Whilst the Mzuri system may seem unusual for those used to intensive systems, my advice is to stick with it. From day one the Mzuri team have been fantastic, from the first Pro-Til we purchased in 2012 to our updated version in 2019. We have received unlimited support any time of the day and Mzuri listen and act on ideas and improvements as they have done over the last decade.”

S H Smith & Sons

S H Smiths & Sons farm in the heart of Worcestershire and have an additional contracting business catering for over 1000 acres in the surrounding area. First making the switch to Mzuri strip tillage in 2012, Roger Smith explains how the system has improved their business and their soils.

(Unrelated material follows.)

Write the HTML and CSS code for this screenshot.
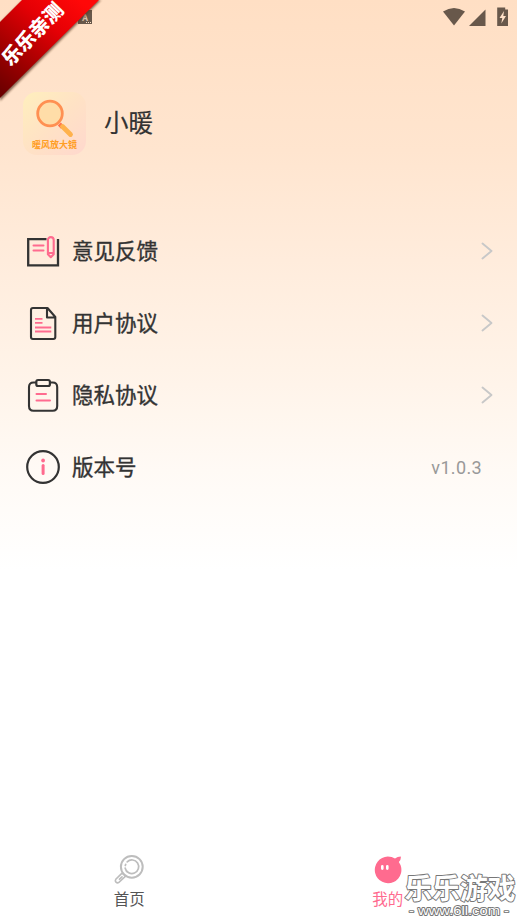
FILE: index.html
```html
<!DOCTYPE html>
<html lang="zh-CN">
<head>
<meta charset="UTF-8">
<meta name="viewport" content="width=device-width, initial-scale=1">
<title>我的</title>
<link rel="stylesheet" href="styles.css">
</head>
<body>
<div class="screen">
  <header class="status">
    <svg width="78" height="28" viewBox="0 0 78 28" fill="#68584b">
      <path d="M3 11.5Q14 4.500 25 11.500L14 25.500Z"/>
      <path d="M45.500 9.500V26H29Z"/>
      <path d="M60 7.500h-2.800V26h10.800V9.500h-2.800V7.500Z"/>
      <path d="M64 11l-4.500 7h2.800l-1 5.500 4.700-7.500h-2.700Z" fill="#ffe1c8"/>
    </svg>
  </header>

  <section class="profile">
    <div class="avatar">
      <svg width="64" height="64" viewBox="0 0 64 64">
        <circle cx="27" cy="21.500" r="12.300" fill="#ffdda8" stroke="#ff9052" stroke-width="2.800"/>
        <path d="M34.800 33.500l3-3 3.200 3.200-3 3Z" fill="#ff744d"/>
        <path d="M39.500 34.500L47.500 42.500" stroke="#ffb24d" stroke-width="4.800" stroke-linecap="round"/>
        <text class="avatar-text" x="31.500" y="56" text-anchor="middle">暖风放大镜</text>
      </svg>
    </div>
    <h1 class="name">小暖</h1>
  </section>

  <main class="menu">
    <div class="row">
      <svg class="row-icon" viewBox="0 0 36 36" fill="none">
        <path d="M21.500 6.200H3.200V32.300H33V6" stroke="#333" stroke-width="2.300"/>
        <path d="M8.500 12.500H18.500M8.500 17.500H18.500" stroke="#ff6b8f" stroke-width="2" stroke-linecap="round"/>
        <path d="M22.900 7a2.900 2.900 0 0 1 5.800 0V21.200L25.800 24.200 22.900 21.200ZM22.900 20H28.700" stroke="#ff6b8f" stroke-width="2.100" stroke-linejoin="round"/>
      </svg>
      <span class="label">意见反馈</span>
      <svg class="arrow" viewBox="0 0 12 18"><path d="M1.500 1.500L10.500 9 1.500 16.500"/></svg>
    </div>
    <div class="row">
      <svg class="row-icon" viewBox="0 0 36 36" fill="none">
        <path d="M22.500 3H8Q6 3 6 5V32Q6 34 8 34H28.300Q30.300 34 30.300 32V12ZM22 3V12.500H30.300" stroke="#333" stroke-width="2.100" stroke-linejoin="round"/>
        <path d="M10 13.800H17.500M10 17.800H17.500M10 22.500H26.300M10 26.500H26.300" stroke="#ff6b8f" stroke-width="1.800"/>
      </svg>
      <span class="label">用户协议</span>
      <svg class="arrow" viewBox="0 0 12 18"><path d="M1.500 1.500L10.500 9 1.500 16.500"/></svg>
    </div>
    <div class="row">
      <svg class="row-icon" viewBox="0 0 36 36" fill="none">
        <path d="M11.500 5.500H8.500Q4 5.500 4 10V29Q4 33.700 8.500 33.700H27.700Q32.200 33.700 32.200 29V10Q32.200 5.500 27.700 5.500H25" stroke="#333" stroke-width="2.100"/>
        <rect x="11.300" y="3" width="13.600" height="6" rx="1.800" stroke="#333" stroke-width="2.200"/>
        <path d="M11.500 17H21M11.500 23.600H25" stroke="#ff6b8f" stroke-width="2" stroke-linecap="round"/>
      </svg>
      <span class="label">隐私协议</span>
      <svg class="arrow" viewBox="0 0 12 18"><path d="M1.500 1.500L10.500 9 1.500 16.500"/></svg>
    </div>
    <div class="row">
      <svg class="row-icon" viewBox="0 0 36 36" fill="none">
        <circle cx="18" cy="18" r="15.800" stroke="#333" stroke-width="2.200"/>
        <circle cx="18.100" cy="11.500" r="1.900" fill="#ff6b8f"/>
        <path d="M18.100 16.500V24.500" stroke="#ff6b8f" stroke-width="3" stroke-linecap="round"/>
      </svg>
      <span class="label">版本号</span>
      <span class="version">v1.0.3</span>
    </div>
  </main>

  <nav class="tabs">
    <div class="tab">
      <svg width="30" height="30" viewBox="0 0 30 30" fill="none" stroke="#bdbdbd">
        <circle cx="17.800" cy="12.800" r="10.900" stroke-width="2"/>
        <path d="M13.200 7.800A6.800 6.800 0 1 1 11.200 14.200M11.300 11.500L11.700 10.400" stroke-width="1.700" stroke-linecap="round"/>
        <path d="M7.800 19.400L1.800 25.300Q.8 26.900 2 28.200 3.400 29.400 4.900 28.400L11.200 22.500Q10.200 19.800 7.800 19.400ZM5.500 25.200L8 22.800" stroke-width="1.600" stroke-linecap="round"/>
      </svg>
      <span>首页</span>
    </div>
    <div class="tab active">
      <svg width="30" height="30" viewBox="0 0 30 30">
        <path d="M14.800 2.600Q19 2.600 22 4.400 24.500 2.600 27.800 2.600 28.200 6 25.800 8A13.300 13.300 0 1 1 14.800 2.600Z" fill="#ff6b8f"/>
        <path d="M9.300 12.200v2.400M14.300 12.200v2.400" stroke="#fff" stroke-width="2.600" stroke-linecap="round"/>
      </svg>
      <span>我的</span>
    </div>
  </nav>

  <svg class="ribbon" viewBox="0 0 110 105">
    <defs>
      <linearGradient id="red" x1="0" y1="1" x2=".8" y2="0">
        <stop offset="0" stop-color="#650000"/>
        <stop offset=".3" stop-color="#990000"/>
        <stop offset=".7" stop-color="#e50005"/>
        <stop offset="1" stop-color="#ff0808"/>
      </linearGradient>
      <filter id="shade"><feGaussianBlur stdDeviation="1"/></filter>
    </defs>
    <rect x="78" y="10" width="14" height="14" fill="#68584b"/>
    <text class="badge-text" x="82" y="21">A</text>
    <path d="M86 22.500h1M88 22.500h1M90 22.500h1" stroke="#ffe1c8"/>
    <path d="M23 0H101L0 101V23Z" fill="#5a3b2b" opacity=".75" filter="url(#shade)"/>
    <path d="M22 0H99L0 98V22Z" fill="url(#red)"/>
    <text class="ribbon-text" transform="translate(10.500 67) rotate(-46)">乐乐亲测</text>
  </svg>

  <svg class="watermark" viewBox="0 0 117 50">
    <text class="mark-title" x="4.500" y="28.500" textLength="111" lengthAdjust="spacingAndGlyphs">乐乐游戏</text>
    <text class="mark-url" x="9" y="44.500" textLength="100" lengthAdjust="spacingAndGlyphs">- www.6ll.com -</text>
  </svg>
</div>
</body>
</html>
```
FILE: styles.css
```css
* {
  box-sizing: border-box;
}

body {
  margin: 0;
  font-family: Roboto, "Noto Sans CJK SC", sans-serif;
  color: #333;
}

.screen {
  position: relative;
  display: flex;
  flex-direction: column;
  width: 100%;
  height: 920px;
  overflow: hidden;
  background: linear-gradient(#ffdfc4 0, #ffe5cf 150px, #ffecdc 260px, #fff3e8 370px, #fffaf5 470px, #fff 570px);
}

.status {
  display: flex;
  justify-content: flex-end;
  height: 91px;
}

.status svg {
  margin-right: -1px;
}

.profile {
  display: flex;
  align-items: center;
  height: 64px;
  padding-left: 23px;
}

.avatar {
  width: 63px;
  height: 63px;
  border-radius: 14px;
  background: linear-gradient(135deg, #ffefbd, #ffe2c5 50%, #ffd8ce);
}

.avatar svg,
.row svg,
.tab svg {
  display: block;
}

.avatar-text {
  font: bold 9px "Noto Sans CJK SC", sans-serif;
  fill: #ff9e24;
}

.name {
  margin: 2px 0 0 18px;
  font-size: 24.5px;
  font-weight: 400;
  line-height: 36px;
  -webkit-text-stroke: .2px #333;
}

.menu {
  margin-top: 60px;
  padding: 0 24px 0 25px;
}

.row {
  display: flex;
  align-items: center;
  height: 72px;
}

.row-icon {
  width: 36px;
  height: 36px;
}

.label {
  flex: 1;
  margin: 2px 0 0 11px;
  font-size: 21.5px;
  line-height: 32px;
  -webkit-text-stroke: .35px #333;
}

.arrow {
  width: 12px;
  height: 18px;
  fill: none;
  stroke: #c8c8c8;
  stroke-width: 1.9;
  stroke-linecap: round;
  stroke-linejoin: round;
}

.version {
  margin-right: 11px;
  font-size: 18px;
  letter-spacing: .35px;
  color: #999;
}

.tabs {
  display: flex;
  height: 66px;
  margin-top: auto;
}

.tab {
  flex: 1;
  display: flex;
  flex-direction: column;
  align-items: center;
  font-size: 15.5px;
  line-height: 22px;
  color: #555;
}

.tab span {
  margin-top: 5px;
}

.tab.active {
  color: #ff6b8f;
}

.ribbon {
  position: absolute;
  top: 0;
  left: 0;
  width: 110px;
  height: 105px;
}

.badge-text {
  font: bold 9px Roboto, sans-serif;
  fill: #d8c3b0;
}

.ribbon-text {
  font: 900 19.5px "Noto Sans CJK SC", sans-serif;
  fill: #fff;
}

.watermark {
  position: absolute;
  right: 0;
  bottom: 0;
  width: 117px;
  height: 50px;
}

.mark-title,
.mark-url {
  paint-order: stroke;
  fill: #fff;
  stroke: #777;
  stroke-linejoin: round;
}

.mark-title {
  font: bold 28px "Noto Sans CJK SC", sans-serif;
  stroke-width: 2px;
}

.mark-url {
  font: 12.5px "Liberation Sans", sans-serif;
  fill: #fff;
  stroke-width: 1.8px;
}
```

“We made the decision to switch to Mzuri Strip Tillage to save time and costs with reduced cultivations and improve the health of our soil. As an established contractor it is also important that we remain at the forefront of agricultural methods. Mzuri helped us achieve this goal.

Over the years the Mzuri system has improved our soil structure which has resulted in better yields whilst supporting time management. The most surprising benefit has been the number of worms seen looking after the soil which has been amazing since we first started with the Mzuri drill in 2012.

We have also found that by being able to place fertiliser beneath the seed and retain moisture with direct establishment, seed is supported to germinate quicker.

If I were to give one golden tip for someone thinking about converting to Mzuri Strip Tillage it would be to make your own decision about the drill. On ‘nice’ soils, you will see advantages straight away, but in more challenging soils it may take a year or two to see the benefits of the soil structure and to allow the worms to start to work their magic, but you will see benefits.

As for Mzuri themselves, and they are a good company to deal with. The team have been helpful from sales to service and have never let us down.”